Wednesday, August 20

Art Educate Yourself (Step 4)

Today’s Image

In the Studio

I guess I was intrigued enough by the first post-card size canvas painting from the last blog that I did another, this one of southwestern pottery. I used Liquitex Basics Red Oxide for the base, Winsor & Newton Galeria Pale Terracotta for the mid-section, and Liquitex Basics Raw Sienna for the top. The decoration was painted with a mixture of Winsor & Newton Finity Davy’s Gray, Grumbacher Payne’s Gray and Winsor & Newton Galeria Titanium White. I also used the titanium white for highlights and background, and Davy’s Gray for the shadow. It’s Today’s Image.

Not sure what I’ll start on next, but I'll let you know. I have one more post-card size canvas.

Art Educate Yourself

Well, I finally got to Step 4 in the series on 4 Steps to Renew Your Interest in Art. Here are the four steps:

It took me four blogs to cover Step 3-Explore Art. In hindsight, maybe I should have divided up the steps better, but what the heck, we're finally here at Step 4.

Nothing happens without some initial effort as I mentioned in Step 1. And sometimes it takes even more than overcoming inertia to meet your goals. That’s what I think Step 4 is about—expending some extra effort for your interest in art by getting yourself a little education on the subject.

Now wait, I don’t mean going back to university and enrolling in a fine arts degree necessarily, although if that’s your goal, great. What I’m talking about is looking for places that can impart: basic art information, tried-and-true exercises, new ideas, new techniques, intellectual stimuli—all of the above and more.

I’m no art educator, and won’t pretend to be, but here a few of the places I’ve run into since I began to renew my interest in art in my leisure time. This is not to recommend that you look into all of these. We all have different learning styles, not to mention different personalities and traits (to put it mildly), that may or may not lend themselves to any of these. Following are suggestions in no particular order on how you may be able to take your art to the next level.

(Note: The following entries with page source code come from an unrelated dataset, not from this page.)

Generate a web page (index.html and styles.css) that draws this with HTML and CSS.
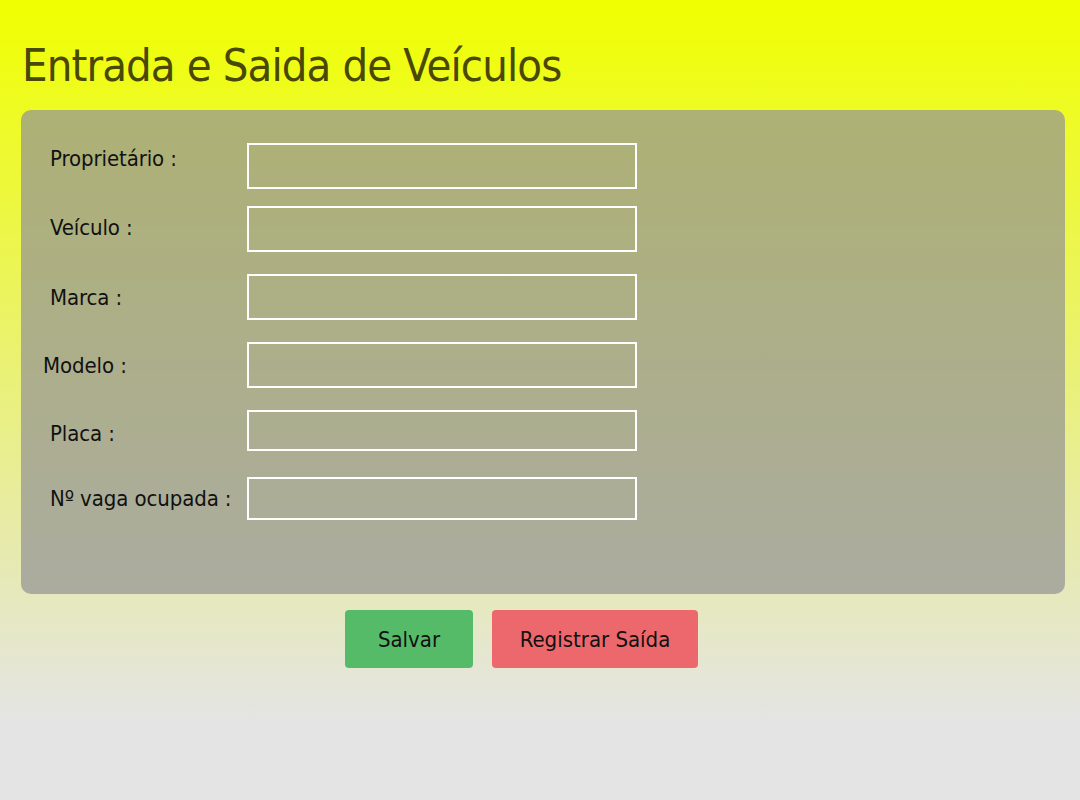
FILE: index.html
```html
<!DOCTYPE html>
<html lang="pt">
<head>
<meta charset="utf-8">
<title>Entrada e Saida de Veículos</title>
<link rel="stylesheet" href="styles.css">
</head>
<body>
<h1 class="title">Entrada e Saida de Veículos</h1>
<form class="card">
  <div class="row r1"><label class="lbl">Proprietário :</label><input class="field" type="text"></div>
  <div class="row r2"><label class="lbl">Veículo :</label><input class="field" type="text"></div>
  <div class="row r3"><label class="lbl">Marca :</label><input class="field" type="text"></div>
  <div class="row r4"><label class="lbl lbl-out">Modelo :</label><input class="field" type="text"></div>
  <div class="row r5"><label class="lbl">Placa :</label><input class="field" type="text"></div>
  <div class="row r6"><label class="lbl">Nº vaga ocupada :</label><input class="field" type="text"></div>
</form>
<div class="actions">
  <button class="btn btn-save" type="button">Salvar</button>
  <button class="btn btn-exit" type="button">Registrar Saída</button>
</div>
</body>
</html>
```
FILE: styles.css
```css
html, body {
  margin: 0;
  padding: 0;
}
body {
  width: 1080px;
  height: 800px;
  background: linear-gradient(to bottom, #f0ff00 0%, #e4e4e4 90%);
  font-family: "DejaVu Sans Condensed", "DejaVu Sans", sans-serif;
  color: #111;
  overflow: hidden;
}
.title {
  margin: 0;
  padding: 38px 0 0 22px;
  height: 110px;
  box-sizing: border-box;
  font-weight: normal;
  font-size: 45px;
  line-height: 56px;
  color: #4a4805;
  letter-spacing: -0.9px;
  white-space: nowrap;
}
.card {
  margin: 0 15px 0 21px;
  height: 484px;
  box-sizing: border-box;
  background: rgba(148, 148, 148, 0.72);
  border-radius: 10px;
  padding-top: 33px;
  display: flex;
  flex-direction: column;
}
.row {
  display: flex;
  align-items: center;
}
.lbl {
  width: 226px;
  padding-left: 29px;
  box-sizing: border-box;
  font-size: 22px;
  letter-spacing: -0.1px;
  white-space: nowrap;
}
.lbl-out { padding-left: 22px; }
.field {
  width: 390px;
  box-sizing: border-box;
  border: 2px solid #fff;
  background: transparent;
  margin: 0;
  padding: 0;
}
.r1 .field { height: 46px; }
.r1 .lbl { margin-top: -16px; }
.r2 { margin-top: 17px; }
.r2 .field { height: 46px; }
.r2 .lbl { margin-top: -4px; }
.r3 { margin-top: 22px; }
.r3 .field { height: 46px; }
.r4 { margin-top: 22px; }
.r4 .field { height: 46px; }
.r5 { margin-top: 22px; }
.r5 .field { height: 41px; }
.r5 .lbl { margin-top: 6px; }
.r6 { margin-top: 26px; }
.r6 .field { height: 43px; }
.r6 .lbl { margin-top: -1px; }
.actions {
  display: flex;
  padding: 16px 0 0 345px;
  gap: 19px;
}
.btn {
  height: 58px;
  border: none;
  border-radius: 4px;
  font-family: inherit;
  font-size: 22px;
  color: #111;
  letter-spacing: 0;
  padding: 0;
}
.btn-save {
  width: 128px;
  background: #55bb69;
}
.btn-exit {
  width: 206px;
  background: #ec686c;
}
```
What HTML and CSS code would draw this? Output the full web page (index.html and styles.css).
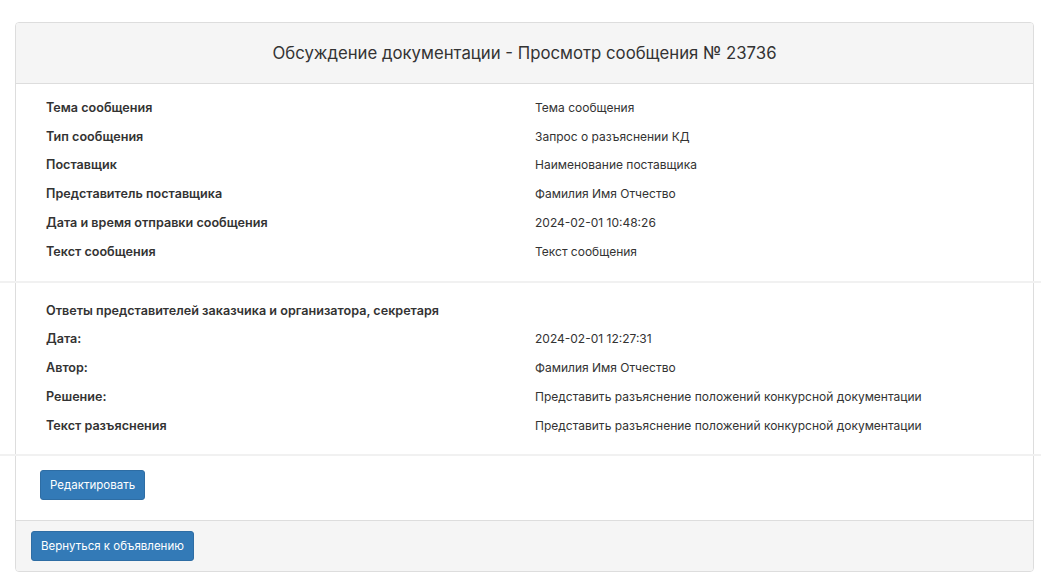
FILE: index.html
```html
<!DOCTYPE html>
<html lang="ru">
<head>
  <meta charset="UTF-8" />
  <meta name="viewport" content="width=device-width, initial-scale=1.0"/>
  <title>Просмотр сообщения № 23736</title>
  <link rel="stylesheet" href="styles.css">
</head>
<body>

  <div class="page">
    <div class="panel">
      <div class="panel-heading">
        <h3 class="panel-title">Обсуждение документации - Просмотр сообщения № 23736</h3>
      </div>

      <div class="panel-section first">
        <div class="info-row"><div class="label">Тема сообщения</div><div class="value">Тема сообщения</div></div>
        <div class="info-row"><div class="label">Тип сообщения</div><div class="value">Запрос о разъяснении КД</div></div>
        <div class="info-row"><div class="label">Поставщик</div><div class="value">Наименование поставщика</div></div>
        <div class="info-row"><div class="label">Представитель поставщика</div><div class="value">Фамилия Имя Отчество</div></div>
        <div class="info-row"><div class="label">Дата и время отправки сообщения</div><div class="value">2024-02-01 10:48:26</div></div>
        <div class="info-row"><div class="label">Текст сообщения</div><div class="value">Текст сообщения</div></div>
      </div>

      <div class="divider"></div>

      <div class="panel-section second">
        <div class="info-row"><div class="label">Ответы представителей заказчика и организатора, секретаря</div></div>
        <div class="info-row"><div class="label">Дата:</div><div class="value">2024-02-01 12:27:31</div></div>
        <div class="info-row"><div class="label">Автор:</div><div class="value">Фамилия Имя Отчество</div></div>
        <div class="info-row"><div class="label">Решение:</div><div class="value">Представить разъяснение положений конкурсной документации</div></div>
        <div class="info-row"><div class="label">Текст разъяснения</div><div class="value">Представить разъяснение положений конкурсной документации</div></div>
      </div>

      <div class="divider"></div>

      <div class="panel-actions">
        <button class="btn">Редактировать</button>
      </div>

      <div class="panel-footer">
        <button class="btn">Вернуться к объявлению</button>
      </div>
    </div>
  </div>

</body>
</html>
```

FILE: styles.css
```css
body {
  margin: 0;
  font-family: Inter, "Noto Sans", sans-serif;
  font-size: 12px;
  color: #333;
  background: #fff;
}

.page {
  padding: 22px 7px 10px 15px;
}

.panel {
  border: 1px solid #ddd;
  border-radius: 4px;
}

.panel-heading {
  background-color: #f5f5f5;
  border-bottom: 1px solid #ddd;
  border-radius: 3px 3px 0 0;
  height: 60px;
  display: flex;
  align-items: center;
  justify-content: center;
}

.panel-title {
  margin: 0;
  font-size: 16.75px;
  font-weight: 400;
  color: #333;
}

.panel-section {
  padding: 0 15px 0 30px;
}

.panel-section.first {
  padding-top: 10px;
  padding-bottom: 15px;
}

.panel-section.second {
  padding-top: 13.5px;
  padding-bottom: 13.5px;
}

.info-row {
  display: grid;
  grid-template-columns: 489px 1fr;
  line-height: 28.7px;
}

.label {
  font-size: 12.6px;
  font-weight: 600;
  white-space: nowrap;
}

.value {
  font-size: 12px;
}

.divider {
  height: 2px;
  background-color: #f1f1f1;
  margin: 0 -8px 0 -16px;
}

.panel-actions {
  padding: 14px 24px 20px;
}

.panel-footer {
  background-color: #f5f5f5;
  border-top: 1px solid #ddd;
  border-radius: 0 0 3px 3px;
  padding: 10px 15px;
}

.btn {
  display: inline-block;
  height: 30px;
  padding: 0 9px;
  font-family: inherit;
  font-size: 11.5px;
  color: #fff;
  background-color: #337ab7;
  border: 1px solid #2e6da4;
  border-radius: 3px;
  cursor: pointer;
}

.btn:hover {
  background-color: #286090;
}
```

  • Online tutorials – many websites have links to professional artists who provide excellent training. And have you seen some of the art lessons on You Tube where someone paints a picture in five minutes or so?
  • Art Supply Stores – I noticed all the art supply stores in my area have an area in the store where people post signs and cards, etc., many that provide art lessons . One vendor even provides space for art lessons in the back of their store—the easels are all set up, and you can see the paintings in progress. Some museums may also have areas for postings.
  • Private Art Lessons-as mentioned above, look for cards or bulletins in art supply stores or you may know an artist who does this either for a living or ‘on the side.’
  • Local Art Groups-I haven’t mentioned this in the previous steps, but there is probably at least one local art group in your area. I’m talking about an ad hoc group of interested individuals who have gotten together to promote their art in their area. There’s probably an online Google Group even if they don’t hold physical meetings . Several of the members probably give art lessons. In my area I have already run across no less than four of these groups.
  • Local Art Schools (Art Institutes) -you may be fortunate enough to live in an area that has a thriving art school. You can find one in your area at this find-an-art-school site. If you are, you should definitely look into it. It may be affiliated with your local art museum or independent. You will find a high degree of interest in art and art education that will make you want to enroll.
  • Community Colleges-depending on the size of your area, most have at least one art course, and many have a complete two-year art curriculum. Many also provide continuing education non-degree courses of interest in art.
  • Universities-For the very motivated, there’s always returning to university to get a full-blown degree in any number of artistic subjects that will give you ‘credentials.’

So, that’s it! I hope you Renew Your Interest in Art and find your next step in your art journey.